Seule, la direction de Gand reste constante avec un taux de recouvrement globalement plus élevé sur les différentes années. Autrement dit, la hausse du taux de recouvrement en 2015 ne peut être attribuée à un travail plus efficace de l’administration, contrairement à ce qu’on pourrait être tenté de faire croire au Parlement et à l’opinion. D’ailleurs, un autre indice est l’indicateur de majoration de chiffres d’affaires des entreprises contrôlées : il est systématiquement inférieur à l’objectif fixé dans les directions d’Anvers et de Bruxelles. Précision : une centaine d’agents travaillent dans chaque direction, sauf à Bruxelles où ils sont 140.

Bref, ce petit exercice technique montre que l’on fait dire aux chiffres ce que l’on veut. En matière de statistiques, on peut facilement faire passer des vessies pour des lanternes. Si l’ISI a gonflé un temps ses montants enrôlés, c’est, en bonne partie, grâce à l’effet poudre aux yeux permis par l’ancien régime des commissions secrètes. Avec le taux réduit de 300 à 100 % depuis la fin 2014, on a vu les répercussions sur les chiffres de 2015, dans la plupart des directions régionales. Tout cela corrobore le témoignage d’un fonctionnaire de l’ISI qui, dans Le Soir, affirmait qu’on lui demandait de gonfler les chiffres avec des commissions secrètes et que « certaines affaires » sont bizarrement confiées à des agents plus coulants…

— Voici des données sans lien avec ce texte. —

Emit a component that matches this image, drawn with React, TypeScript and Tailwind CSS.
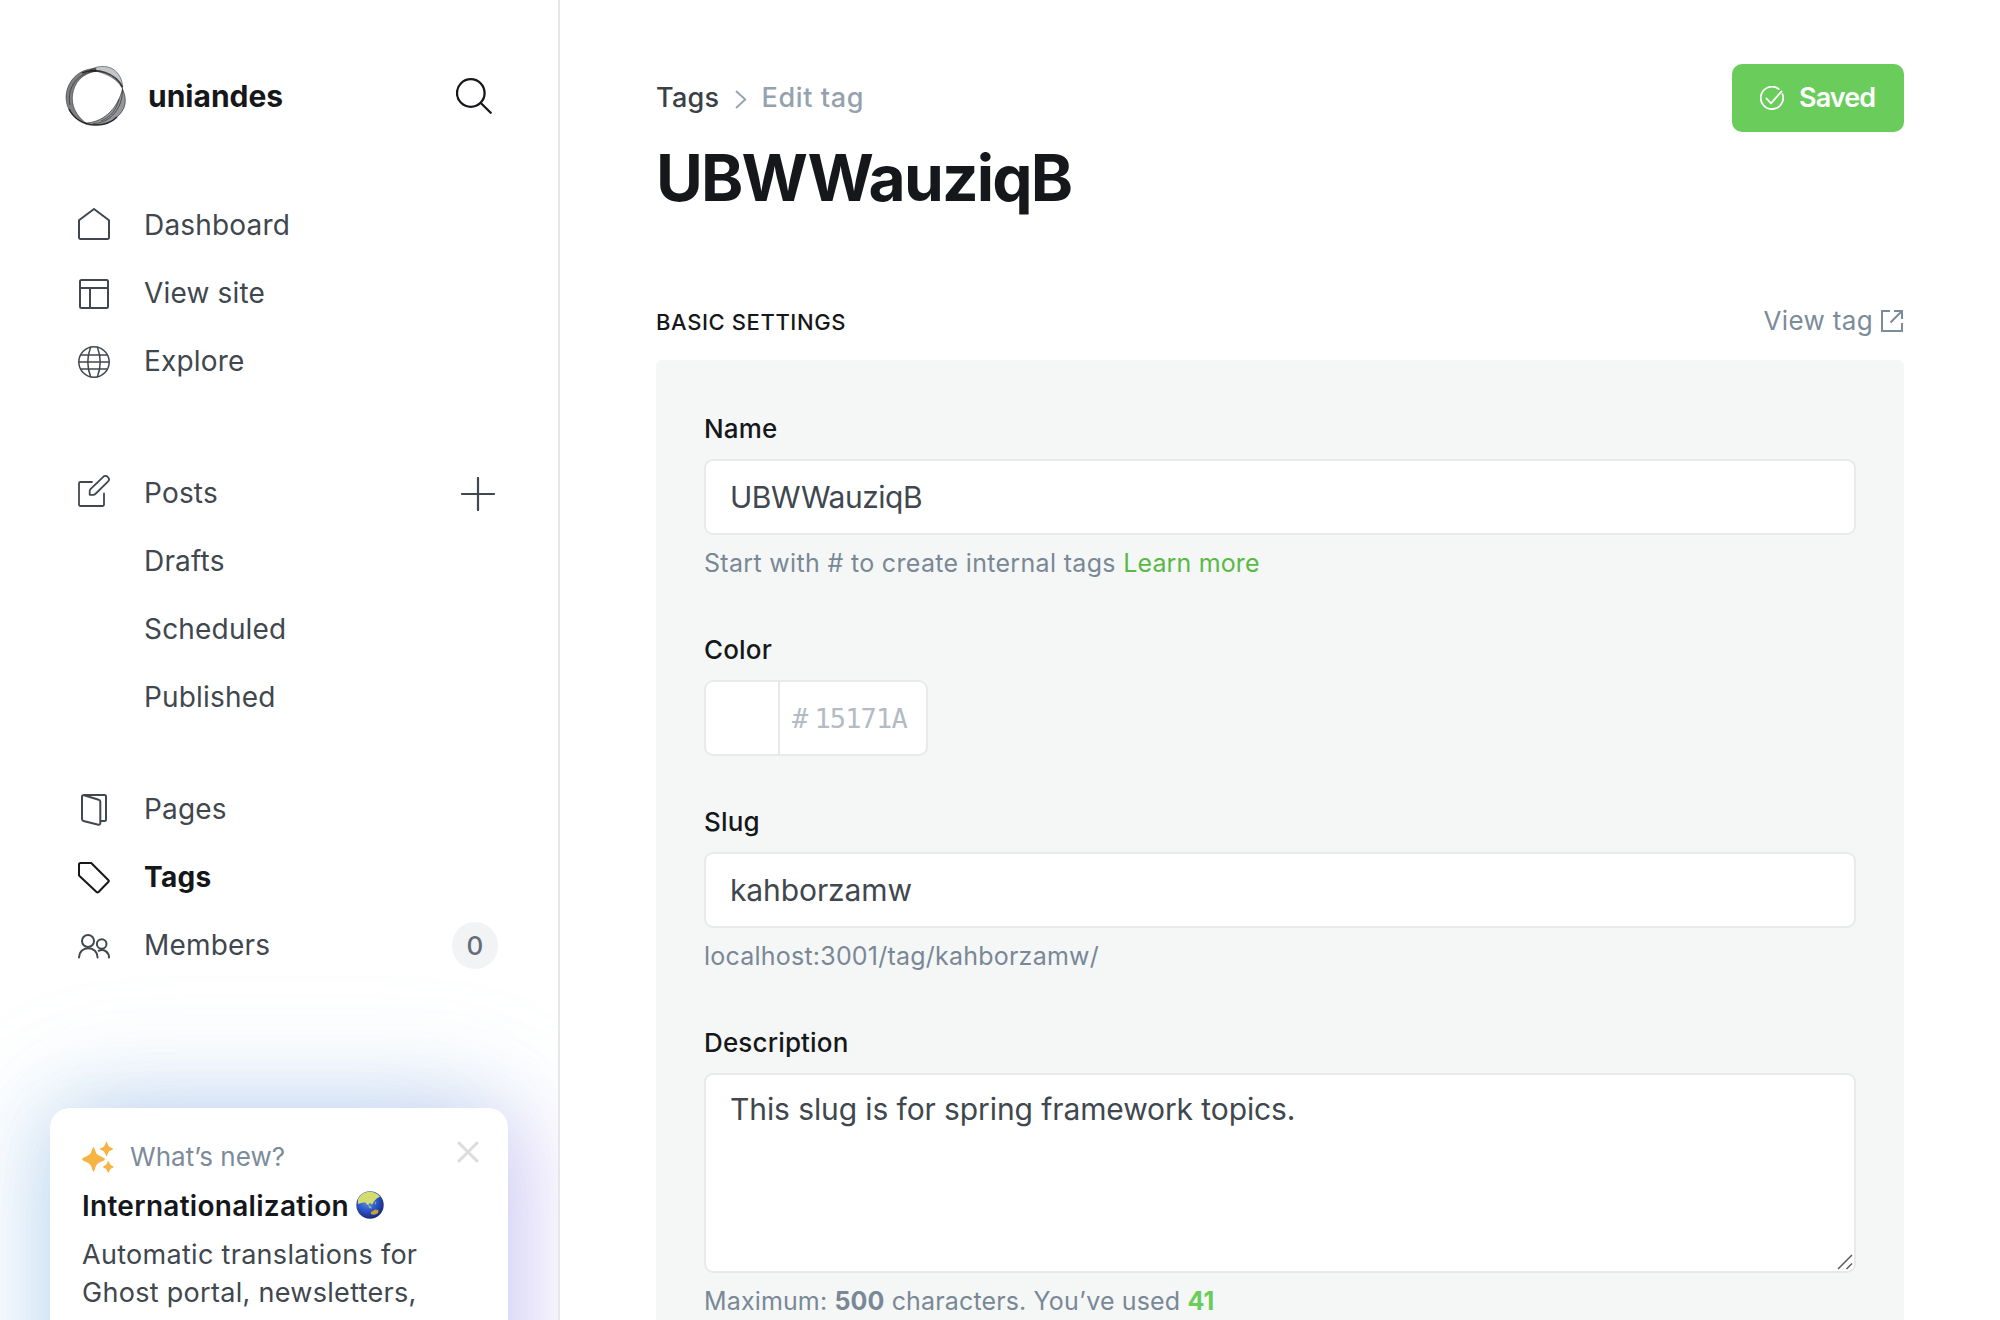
import React from "react";

const ic = { fill: "none", stroke: "currentColor", strokeLinecap: "round" as const, strokeLinejoin: "round" as const };

function Svg({ w = 32, h = 32, sw = 2, className = "", children }: { w?: number; h?: number; sw?: number; className?: string; children: React.ReactNode }) {
  return (
    <svg width={w} height={h} viewBox={`0 0 ${w} ${h}`} strokeWidth={sw} {...ic} className={`block shrink-0 ${className}`}>
      {children}
    </svg>
  );
}

const HomeIcon = () => (
  <Svg className="-mt-0.5">
    <path d="M1 12.3 16 1l15 11.3V29.5a1.5 1.5 0 0 1-1.5 1.5h-27A1.5 1.5 0 0 1 1 29.5Z" />
  </Svg>
);
const SiteIcon = () => (
  <Svg>
    <rect x="2" y="2" width="28" height="28" rx="1.5" />
    <path d="M2 10h28M12 10v20" />
  </Svg>
);
const GlobeIcon = () => (
  <Svg sw={1.5}>
    <circle cx="16" cy="16" r="15.2" />
    <path d="M12.6 1.2c-3.4 9-3.4 20.6 0 29.6M19.4 1.2c3.4 9 3.4 20.6 0 29.6M1 16h30M3 9h26M3 23h26" />
  </Svg>
);
const PostsIcon = () => (
  <Svg sw={1.8} className="-mt-[3px]">
    <path d="M14 7H2.5A1.5 1.5 0 0 0 1 8.5V29.5A1.5 1.5 0 0 0 2.5 31h22a1.5 1.5 0 0 0 1.5-1.5V18.5" />
    <path d="M11.7 19.8v-3.6c0-.8.3-1.5.8-2L25 2.1a3.2 3.2 0 0 1 4.9 0c1.3 1.3 1.3 3.3 0 4.6L17.3 19c-.5.5-1.2.8-2 .8Z" />
  </Svg>
);
const PagesIcon = () => (
  <Svg className="ml-px">
    <path d="M22 27h3.5a1.5 1.5 0 0 0 1.5-1.5V2.5A1.5 1.5 0 0 0 25.5 1H5" />
    <path d="M5 1.2 19.7 5.7a2 2 0 0 1 1.6 1.9V29.3a1.5 1.5 0 0 1-1.9 1.4L4.5 27A2 2 0 0 1 3 25.1V2.500C3 1.500 4 1 5 1.200" />
  </Svg>
);
const TagIcon = () => (
  <Svg>
    <path d="M1 2.500A1.500 1.500 0 0 1 2.500 1H13.200L30.500 18.300a1 1 0 0 1 0 1.500L20.300 30.200a1 1 0 0 1-1.500 0L1 13.500Z" />
  </Svg>
);
const MembersIcon = () => (
  <Svg>
    <circle cx="10" cy="11" r="6" />
    <circle cx="23.700" cy="14" r="4.800" />
    <path d="M1 27.500c0-5.400 4-9.300 9.300-9.300s9.300 3.900 9.300 9.300M20.700 20.700c5.500-2.200 10.300 1.600 10.300 6.800" />
  </Svg>
);

function Nav({ icon, label, active, right }: { icon?: React.ReactNode; label: string; active?: boolean; right?: React.ReactNode }) {
  return (
    <li className={`flex h-[68px] items-center pt-[2px] pl-[78px] pr-[62px] text-[28px] ${active ? "font-bold tracking-[0.3px] text-[#15171a]" : "tracking-[0.180px] text-[#40474e]"}`}>
      <span className="mr-[34px] h-8 w-8 shrink-0">{icon}</span>
      <span className="-mt-[2px] grow">{label}</span>
      {right}
    </li>
  );
}

function Logo() {
  return (
    <svg width="62" height="62" viewBox="0 0 62 62" className="block shrink-0" fill="#15171a" stroke="#15171a">
      <path fillOpacity="0.25" strokeOpacity="0.6" strokeWidth="0.800" d="M25 5C32 .5 41 .5 47 3.500 54 7.500 58 15 57.500 24 54 16 44 8 25 5Z" />
      <path fillOpacity="0.55" strokeOpacity="0.6" strokeWidth="0.800" d="M31 3.500C12 3.500 1 18 1 33 1.500 46 10 55 22 59 10 50 6.500 40 7.500 30 9.500 17 17 9 31 6Z" />
      <path fillOpacity="0.45" strokeOpacity="0.7" strokeWidth="0.800" d="M57.500 24C63 36 60 45 52 52 44 60 32 62 20 58 36 58 52 46 57.500 24Z" />
      <g fill="none">
        <path strokeWidth="1.600" d="M17 8C32 2 50 8 57.500 22M4 44c5 10 15 16.500 27 16 10 0 17-4 21-8" strokeOpacity="0.800" />
        <path strokeWidth="0.900" strokeOpacity="0.6" d="M57.500 24C58 42 46 58.500 28 58.500M5 40C1 22 14 6 32 6.500M54 34c-2 10-8 18-18 22" />
      </g>
    </svg>
  );
}

const label = "mb-[10px] block text-[26px] leading-[41px] font-medium tracking-[0.150px] text-[#15171a]";
const box = "w-full rounded-[9px] border-2 border-[#e8eae9] bg-white text-[30px] text-[#40474e]";
const help = "mt-[9px] mb-[46px] text-[25px] leading-[39px] text-[#7a8896]";

export default function App() {
  return (
    <div className="flex h-[1320px] w-[2000px] overflow-hidden bg-white font-['Inter',sans-serif] text-[#15171a]">
      <aside className="flex h-full w-[560px] shrink-0 flex-col overflow-hidden border-r-2 border-[#e6e7e9]">
        <header className="mt-[64px] flex h-16 shrink-0 items-center pl-[65px] pr-[66px]">
          <Logo />
          <span className="ml-[21px] grow text-[30px] font-bold">uniandes</span>
          <Svg w={36} h={36} sw={2.300}>
            <circle cx="14.800" cy="15" r="13.800" />
            <path d="m24.800 25 9.900 9.700" />
          </Svg>
        </header>
        <ul className="mt-[63px]">
          <Nav icon={<HomeIcon />} label="Dashboard" />
          <Nav icon={<SiteIcon />} label="View site" />
          <Nav icon={<GlobeIcon />} label="Explore" />
        </ul>
        <ul className="mt-[64px]">
          <Nav icon={<PostsIcon />} label="Posts" right={<Svg w={34} h={34} sw={2.200} className="mr-px"><path d="M17 1v32M1 17h32" /></Svg>} />
          <Nav label="Drafts" />
          <Nav label="Scheduled" />
          <Nav label="Published" />
        </ul>
        <ul className="mt-[44px]">
          <Nav icon={<PagesIcon />} label="Pages" />
          <Nav icon={<TagIcon />} label="Tags" active />
          <Nav
            icon={<MembersIcon />}
            label="Members"
            right={<span className="-mt-[2px] -mr-[2px] flex h-[47px] w-[46px] items-center justify-center rounded-full bg-[#f1f3f4] text-[26px] font-medium tracking-normal text-[#626d79]">0</span>}
          />
        </ul>
        <section className="relative mt-[129px] ml-[50px] h-[400px] w-[458px] shrink-0 rounded-[20px] bg-white px-8 pt-[29px] shadow-[0_0_90px_rgba(125,162,225,0.44),60px_0_60px_-20px_rgba(255,130,255,0.13),-40px_-20px_80px_-30px_rgba(100,220,230,0.09),0_-20px_120px_rgba(160,205,230,0.15)]">
          <div className="flex items-center">
            <svg width="32" height="32" viewBox="0 0 32 32" fill="#f6b445" className="block shrink-0">
              <path d="M11.500 6c.8 0 1.300 2.800 3 6.500 1 2.200 8.500 4.200 8.500 5.700s-7.500 3.500-8.500 5.700c-1.700 3.700-2.200 6.600-3 6.600s-1.300-2.900-3-6.600C7.500 21.700 0 19.700 0 18.200s7.500-3.500 8.500-5.700c1.700-3.700 2.200-6.500 3-6.500Z" />
              <path d="M24.500.4c.5 0 1.200 3 2.300 4.800 1 1.300 4.400 2 4.400 2.800s-3.400 1.500-4.400 2.800c-1.100 1.800-1.800 4.800-2.300 4.800s-1.200-3-2.300-4.800c-1-1.300-4.400-2-4.400-2.800s3.400-1.500 4.400-2.800c1.100-1.800 1.800-4.800 2.300-4.800Z" />
              <path d="M26.300 20c.5 0 1 2 2 3.600.9 1 3.300 1.600 3.300 2.300s-2.400 1.300-3.300 2.300c-1 1.600-1.500 3.600-2 3.600s-1-2-2-3.600c-.9-1-3.300-1.600-3.300-2.300s2.400-1.300 3.300-2.300c1-1.600 1.500-3.600 2-3.600Z" />
            </svg>
            <span className="ml-[16px] text-[26px] leading-[40px] tracking-[0.050px] text-[#7c8b9a]">What’s new?</span>
          </div>
          <svg width="22" height="22" viewBox="0 0 22 22" className="absolute top-[33px] right-[29px] text-[#dcdcdc]" {...ic} strokeWidth="3">
            <path d="m2 2 18 18M20 2 2 20" />
          </svg>
          <h3 className="mt-[8px] flex items-center text-[28px] leading-[42px] font-semibold tracking-[0.290px]">
            Internationalization
            <svg width="28" height="28" viewBox="0 0 28 28" className="-mt-0.5 ml-[7px] block">
              <defs>
                <radialGradient id="sea" cx="0.400" cy="0.350" r="0.700">
                  <stop offset="0" stopColor="#5f96ea" />
                  <stop offset="0.550" stopColor="#2c51c4" />
                  <stop offset="1" stopColor="#18246b" />
                </radialGradient>
              </defs>
              <circle cx="14" cy="14" r="13.700" fill="url(#sea)" />
              <path fill="#d3dc6c" d="M2 8.500C4 4 8 1 13 .8c5 0 9 2 11 5l-3 1.500-3 3-2 3.500-2-2-2 2.500-3-3L5 12l-3 1Z" />
              <path fill="#c2a23a" d="m15 21 4-2.500 3.500.8-.5 3-3.500 1.500-3.500-.5Z" />
              <path fill="#7fb8a0" d="m12 14 3 1 1 2.500-3-.5ZM19 10.500l1.500 1L19 14Z" />
            </svg>
          </h3>
          <p className="mt-[9px] text-[27px] leading-[38px] tracking-[0.3px] whitespace-nowrap text-[#40474e]">
            Automatic translations for
            <br />
            Ghost portal, newsletters,
          </p>
        </section>
      </aside>

      <main className="h-full grow px-24 pt-16">
        <div className="flex h-[68px] items-center justify-between">
          <nav className="flex items-center text-[27px] font-medium tracking-[0.3px]">
            <span className="text-[#394047]">Tags</span>
            <Svg w={12} h={19} sw={1.800} className="mt-[2px] mr-[14px] ml-[16px] text-[#95a1ad]">
              <path d="m1.500 1.500 8.800 8-8.800 8" />
            </Svg>
            <span className="tracking-[0.650px] text-[#95a1ad]">Edit tag</span>
          </nav>
          <button className="flex h-[68px] w-[172px] items-center rounded-[10px] bg-[#6acd5b] pl-7 text-[27px] font-semibold tracking-[-0.900px] text-white">
            <Svg w={24} h={24} sw={1.800}>
              <path d="M22.500 8.200A11.200 11.200 0 1 1 18.700 3" />
              <path d="m6.500 12.500 4.500 4.800L21.500 5.500" />
            </Svg>
            <span className="ml-[15px]">Saved</span>
          </button>
        </div>
        <h1 className="mt-[6px] h-[80px] text-[64px] leading-[80px] font-bold tracking-[-1.800px]">UBWWauziqB</h1>
        <div className="mt-[84px] flex h-[38px] items-center justify-between">
          <h4 className="pt-[2px] text-[22px] font-medium tracking-[0.600px] uppercase">Basic settings</h4>
          <a className="mb-[2px] flex items-center pr-px text-[26px] tracking-[0.350px] text-[#7c8b9a]">
            View tag
            <Svg w={22} h={22} sw={2} className="mt-[2px] ml-[8px]">
              <path strokeLinecap="butt" strokeLinejoin="miter" d="M9 1H1v20h20v-8M13 1h8v8M21 1 9.500 12.500" />
            </Svg>
          </a>
        </div>
        <section className="mt-[20px] h-[1000px] rounded-[6px] bg-[#f4f7f6] p-12">
          <label className={label}>Name</label>
          <div className={`${box} flex h-[76px] items-center px-6 tracking-[-0.450px]`}>UBWWauziqB</div>
          <p className={`${help} tracking-[0.320px]`}>
            Start with # to create internal tags <span className="tracking-[0.150px] text-[#5ab946]">Learn more</span>
          </p>
          <label className={label}>Color</label>
          <div className="mb-[45px] flex h-[76px] w-[224px] rounded-[9px] border-2 border-[#e8eae9] bg-white">
            <span className="w-[74px] border-r-2 border-[#e8eae9]" />
            <span className="flex items-center pt-[2px] pl-[12px] font-['DejaVu_Sans_Mono',monospace] text-[27px] tracking-[-0.850px] text-[#b3bbc5]">
              <span className="mr-[7px]">#</span>15171A
            </span>
          </div>
          <label className={label}>Slug</label>
          <div className={`${box} flex h-[76px] items-center px-6 tracking-[-0.100px]`}>kahborzamw</div>
          <p className={`${help} tracking-[0.220px]`}>localhost:3001/tag/kahborzamw/</p>
          <label className={label}>Description</label>
          <div className={`${box} relative h-[200px] px-6 pt-[11px] leading-[46px] tracking-[-0.100px]`}>
            This slug is for spring framework topics.
            <svg width="16" height="16" viewBox="0 0 16 16" className="absolute right-[1px] bottom-[1px]" stroke="#5a5a5a" strokeWidth="1.500">
              <path d="M1 15 15 1M9.500 15 15 9.500" />
            </svg>
          </div>
          <p className={`${help} tracking-[0.140px]`}>
            Maximum: <b>500</b> characters. You’ve used <b className="text-[#6acd5b]">41</b>
          </p>
        </section>
      </main>
    </div>
  );
}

Pour les trois premiers mois de 2016, les choses semblent s’améliorer. Le taux de recouvrement grimpe un peu partout. Mais il faudra attendre la fin de l’année pour s’en convaincre. En outre, les régularisations spontanées, dont l’ISI est en charge depuis février 2015 et qui entraînent un flux important de recettes perçues (vu que les contribuables, ici, contestent peu le fisc), expliqueraient l’embellie.